No one likes to mention it, but a number of plants in any garden are poisonous. Foxglove, named for the bell-shaped flower suitable for a small paw, is poisonous; if one knows how to apply the old knowledge. A fox visits my neighbor’s yard. I have watched her from the window above my writing desk. One night I heard a terrible scream arise from that direction. I suspected that the lost cat, whose picture had recently been posted on telephone poles, met her demise. The next morning, I looked for clues but all I found was an unsettled feeling that some creature had suffered a terrible death so near to my comfortable rooms.


Ten years ago, the first spring in our new house, I discovered that the previous owners’ landscaping included layers of heavy plastic sheeting meant to keep weeds out. I began the laborious task of tearing it up, allowing myself several summers to get the job done. Buried beneath the plastic, held to the ground by long spikes, were fiddlehead ferns, red tulips and black-eyed Susans.


My mother was surprised I liked to garden but I had left home at eighteen and, while she was always supportive, she did not know me well. On her deathbed she cradled imaginary babies and spoke a strange poetry of loss that made me realize I didn’t know her, either. How sad I was to first glimpse her as she died!


I was advised to weed the dead things out. “No one wants to see them,” she said, but later I discovered that, like so much else, this belief was rooted in fashion. In fact, there is a tradition of poison gardens and ornaments of dead amidst the bloom.


I like to use windfall branches, myself. My garden is bordered with limbs. After ten years, some have sunk far into the ground and begun to disintegrate; this morning I laid down reinforcements. I also heaved around my yard a large branch, too ungainly to be used for the border but possessing of a lovely arch culminated in a wide V; a sculptural expression of yearning, though dead, of course.


Our cat, Goethe, died in the autumn before my mother’s fall. The following year, our dog began suffering seizures of paralysis though, when the veterinarian came to our house to help him die, Watson greeted her with all the frisky agility of the puppy he once had been, and I worried we called too soon. My mother-in-law was dead by Thanksgiving. I wish I’d visited her more often.

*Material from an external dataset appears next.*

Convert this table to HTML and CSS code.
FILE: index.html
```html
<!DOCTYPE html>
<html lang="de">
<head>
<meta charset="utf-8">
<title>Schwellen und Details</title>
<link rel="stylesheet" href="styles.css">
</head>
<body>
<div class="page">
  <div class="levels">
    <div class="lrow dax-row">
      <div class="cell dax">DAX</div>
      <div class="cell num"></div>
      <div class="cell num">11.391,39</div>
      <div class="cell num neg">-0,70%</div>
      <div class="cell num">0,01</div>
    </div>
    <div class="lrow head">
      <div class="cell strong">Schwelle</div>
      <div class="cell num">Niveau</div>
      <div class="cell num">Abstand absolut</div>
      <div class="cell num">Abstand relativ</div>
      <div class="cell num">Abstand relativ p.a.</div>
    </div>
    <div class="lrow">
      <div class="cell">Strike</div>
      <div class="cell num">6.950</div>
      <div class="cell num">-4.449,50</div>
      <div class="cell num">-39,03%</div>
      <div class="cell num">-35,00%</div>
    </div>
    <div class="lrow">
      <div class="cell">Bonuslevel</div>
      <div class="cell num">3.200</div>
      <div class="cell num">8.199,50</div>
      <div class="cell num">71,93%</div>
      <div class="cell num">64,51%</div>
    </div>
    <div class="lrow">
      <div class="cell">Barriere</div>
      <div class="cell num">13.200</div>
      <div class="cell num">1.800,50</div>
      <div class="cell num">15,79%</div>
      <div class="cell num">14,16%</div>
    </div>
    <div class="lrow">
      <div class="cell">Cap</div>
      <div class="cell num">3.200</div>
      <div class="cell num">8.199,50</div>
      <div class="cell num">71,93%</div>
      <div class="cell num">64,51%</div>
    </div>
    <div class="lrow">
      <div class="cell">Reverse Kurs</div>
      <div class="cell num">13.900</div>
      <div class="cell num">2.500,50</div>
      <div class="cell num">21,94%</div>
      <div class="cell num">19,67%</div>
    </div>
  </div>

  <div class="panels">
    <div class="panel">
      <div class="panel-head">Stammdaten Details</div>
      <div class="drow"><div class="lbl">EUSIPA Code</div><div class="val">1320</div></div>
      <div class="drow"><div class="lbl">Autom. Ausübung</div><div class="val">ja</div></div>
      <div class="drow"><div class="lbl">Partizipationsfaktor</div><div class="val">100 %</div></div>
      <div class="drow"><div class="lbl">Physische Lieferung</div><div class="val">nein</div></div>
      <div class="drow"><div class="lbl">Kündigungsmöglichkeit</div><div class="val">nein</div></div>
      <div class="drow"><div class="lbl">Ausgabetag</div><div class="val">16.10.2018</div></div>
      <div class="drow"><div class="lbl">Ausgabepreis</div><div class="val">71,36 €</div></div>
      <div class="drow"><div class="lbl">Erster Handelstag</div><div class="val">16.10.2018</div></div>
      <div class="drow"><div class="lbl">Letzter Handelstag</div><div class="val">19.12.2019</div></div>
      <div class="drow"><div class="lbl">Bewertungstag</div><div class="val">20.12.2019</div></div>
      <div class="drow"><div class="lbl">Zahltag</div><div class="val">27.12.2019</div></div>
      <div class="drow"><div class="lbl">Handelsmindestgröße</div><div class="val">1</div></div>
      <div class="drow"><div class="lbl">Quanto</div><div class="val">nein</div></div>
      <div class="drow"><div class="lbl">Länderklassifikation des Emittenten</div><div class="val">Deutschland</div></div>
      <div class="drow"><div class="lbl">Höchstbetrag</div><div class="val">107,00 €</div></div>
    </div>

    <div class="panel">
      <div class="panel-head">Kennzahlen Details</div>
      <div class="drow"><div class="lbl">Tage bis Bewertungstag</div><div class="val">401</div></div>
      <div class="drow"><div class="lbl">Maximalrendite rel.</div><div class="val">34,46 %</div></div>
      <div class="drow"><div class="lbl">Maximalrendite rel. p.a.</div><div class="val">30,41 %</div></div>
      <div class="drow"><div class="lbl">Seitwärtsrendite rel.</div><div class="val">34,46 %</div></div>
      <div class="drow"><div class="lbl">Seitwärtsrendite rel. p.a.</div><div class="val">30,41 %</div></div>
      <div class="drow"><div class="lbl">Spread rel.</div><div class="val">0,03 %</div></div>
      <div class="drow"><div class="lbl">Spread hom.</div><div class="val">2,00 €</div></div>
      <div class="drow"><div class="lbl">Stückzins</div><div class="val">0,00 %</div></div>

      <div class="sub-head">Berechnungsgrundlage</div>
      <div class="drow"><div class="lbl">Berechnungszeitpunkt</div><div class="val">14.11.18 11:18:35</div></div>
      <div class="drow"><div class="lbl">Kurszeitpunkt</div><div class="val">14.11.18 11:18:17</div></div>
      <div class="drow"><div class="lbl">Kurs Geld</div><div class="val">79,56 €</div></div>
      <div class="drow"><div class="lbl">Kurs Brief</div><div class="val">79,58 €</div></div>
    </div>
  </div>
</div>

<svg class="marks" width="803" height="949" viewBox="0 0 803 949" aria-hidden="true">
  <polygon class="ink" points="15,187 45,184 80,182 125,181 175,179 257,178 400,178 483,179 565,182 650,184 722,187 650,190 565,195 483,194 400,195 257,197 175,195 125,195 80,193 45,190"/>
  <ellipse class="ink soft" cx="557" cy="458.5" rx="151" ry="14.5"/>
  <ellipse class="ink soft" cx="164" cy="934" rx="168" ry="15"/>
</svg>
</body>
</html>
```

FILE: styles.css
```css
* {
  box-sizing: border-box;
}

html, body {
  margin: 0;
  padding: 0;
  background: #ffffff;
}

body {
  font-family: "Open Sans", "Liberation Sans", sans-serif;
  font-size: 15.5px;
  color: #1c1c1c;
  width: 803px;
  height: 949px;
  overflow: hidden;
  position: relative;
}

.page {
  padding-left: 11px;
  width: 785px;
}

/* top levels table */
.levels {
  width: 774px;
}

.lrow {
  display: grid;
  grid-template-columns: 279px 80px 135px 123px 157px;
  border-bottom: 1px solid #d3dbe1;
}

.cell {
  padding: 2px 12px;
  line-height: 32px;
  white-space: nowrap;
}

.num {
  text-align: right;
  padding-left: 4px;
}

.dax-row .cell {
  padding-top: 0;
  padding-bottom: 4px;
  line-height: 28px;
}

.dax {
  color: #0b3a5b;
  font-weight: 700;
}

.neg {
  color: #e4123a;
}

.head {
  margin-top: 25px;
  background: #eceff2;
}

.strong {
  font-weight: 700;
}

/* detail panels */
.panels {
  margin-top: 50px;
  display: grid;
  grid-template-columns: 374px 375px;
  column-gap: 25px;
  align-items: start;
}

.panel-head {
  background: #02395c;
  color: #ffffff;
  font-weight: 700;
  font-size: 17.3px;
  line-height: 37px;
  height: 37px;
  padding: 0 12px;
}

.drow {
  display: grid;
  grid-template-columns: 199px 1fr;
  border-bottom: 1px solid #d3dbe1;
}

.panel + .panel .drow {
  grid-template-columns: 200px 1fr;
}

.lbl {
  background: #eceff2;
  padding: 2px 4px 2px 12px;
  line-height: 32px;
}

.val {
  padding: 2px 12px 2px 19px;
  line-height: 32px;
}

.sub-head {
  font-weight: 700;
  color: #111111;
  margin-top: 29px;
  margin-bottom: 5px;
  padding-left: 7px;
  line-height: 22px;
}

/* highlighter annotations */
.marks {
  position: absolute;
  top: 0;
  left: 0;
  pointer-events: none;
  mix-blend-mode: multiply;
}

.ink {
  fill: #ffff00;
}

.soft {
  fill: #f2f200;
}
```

I don’t know why survivors suffer guilt; I have just observed it to be true. As if any of us could stop death, or lessen its toll, or live a life so aware we could bury our dead without regret. Before I lived in the little yellow house in the little town of candy stores and coffee shops, before I married Bill one May in a different garden, before I wrote my novel about plant lore and forgiveness, I lived in a cabin in the woods -- a temporary life amongst the bears -- and dreamt of finding a safe place to call home. I, too, prefer to imagine the fox donning pink buds for a tea party rather than tearing apart the small body of a lost pet. I, too, prefer to think of home as forever, but every garden is full of poison, every birth a mortal wound. Try not to despair. In winter, more branches will fall, and each one is beautiful.

 

Before earning her MFA from Vermont College of Fine Arts, Mary Rickert worked as kindergarten teacher, coffee shop barista, Disneyland balloon vendor, and personnel assistant in Sequoia National Park. Her first novel, The Memory Garden, was published in 2014, and won the Locus award. She is the winner of the Crawford Award, World Fantasy Award, and Shirley Jackson Award. Her second short story collection, You Have Never Been Here was published by Small Beer Press in November, 2015. She offers a mentoring service for writers, and is a certified yoga instructor at the Balancing Arts Yoga Studio in Grafton, Wisconsin. For more information visit her website at http://www.mrickert.net


Mary wants you to visit The Cosmo Fund. Donations to THE COSMO FUND are set aside to help people who's dogs could benefit from care, but the cost would prevent them from doing so. For now, donations can be sent via PayPal to e-mail address dave@daveonbass.com or via check: David Geschke, PO Box 11, Waupun, WI 53963. Get more details at facebook.com/thecosmofund.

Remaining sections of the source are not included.